Medicine is existential. The job of a doctor is not to look at data, give a diagnosis and leave. A crucial function of practicing doctors is communication and human interaction with their patients.

When your life is on the line (and frankly, even if it isn't), you do not want to talk to an LLM. At minimum you expect that another human can explain to you what is wrong with you and what options there are for you.

You often don't speak to the radiologist anyway. Lots of radiologist work remotely and don't meet and speak with every patient.

There's some sort of category error here. Not every doctor is that type of doctor. A radiologist could be a remote interpretation service staffed by humans or by AI, just as sending off blood for a blood test is done in a laboratory.

> There is no reason for a human to care whether the other car is being driven by a machine.

What? If I don't trust the machine or the software running it, absolutely I do, if I have to share the road with that car, as its mistakes are quite capable of killing me.

(Yes, I can die in other accidents too. But saying "there's no reason for me to care if the cars around me are filled with people sleeping while FSD tries to solve driving" is not accurate.)

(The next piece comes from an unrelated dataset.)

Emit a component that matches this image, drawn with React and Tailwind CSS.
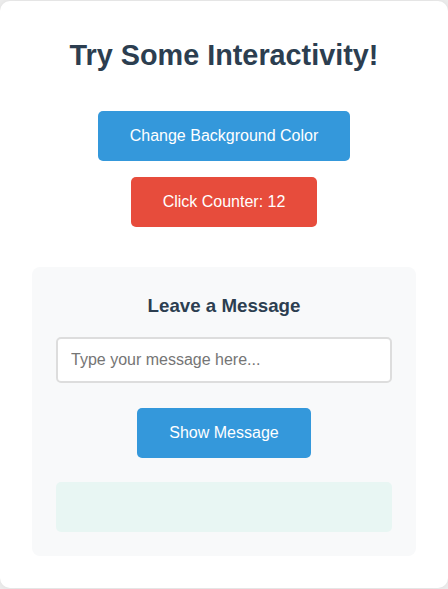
export default function App() {
  return (
    <div className="min-h-[589px] bg-[#eeeeee] pt-[1px] font-['Liberation_Sans',Arial,sans-serif]">
      <div className="h-[587px] rounded-[10px] bg-white shadow-[0_0_8px_rgba(0,0,0,0.08)] px-[32px] pt-[37px] flex flex-col items-center">
        <h1 className="text-[28.8px] leading-[34px] font-bold text-[#2c3e50] text-center">
          Try Some Interactivity!
        </h1>
        <button className="mt-[39px] h-[50px] w-[252px] rounded-[5px] bg-[#3498db] text-white text-[16px] leading-[18px]">
          Change Background Color
        </button>
        <button className="mt-[16px] h-[50px] w-[186px] rounded-[5px] bg-[#e74c3c] text-white text-[16px] leading-[18px]">
          Click Counter: 12
        </button>
        <div className="mt-[40px] w-full h-[289px] rounded-[8px] bg-[#f8f9fa] px-[24px] pt-[28px] flex flex-col items-center">
          <h3 className="text-[18.72px] leading-[21.5px] font-bold text-[#2c3e50] text-center">
            Leave a Message
          </h3>
          <input
            type="text"
            placeholder="Type your message here..."
            className="mt-[20.5px] h-[46px] w-full rounded-[5px] border-2 border-[#dddddd] bg-white px-[13px] text-[16px] text-[#333] placeholder:text-[#757575] outline-none"
          />
          <button className="mt-[25px] h-[50px] w-[174px] rounded-[5px] bg-[#3498db] text-white text-[16px] leading-[18px]">
            Show Message
          </button>
          <div className="mt-[24px] h-[50px] w-full rounded-[5px] bg-[#e8f6f3]"></div>
        </div>
      </div>
    </div>
  );
}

So, you need a moral support human? Like a big plushie, but more alive?

You know, for most humans, empathy is a thing; all the more so when facing known or suspected health situations. Good on those who have transcended that need. I guess.

What is the point of the snark? If you are going to find out that you are dying within a year, do you want to get that as an E-Mail?

The point is: I don't see "emotional support" as a vital part of the job of a radiologist.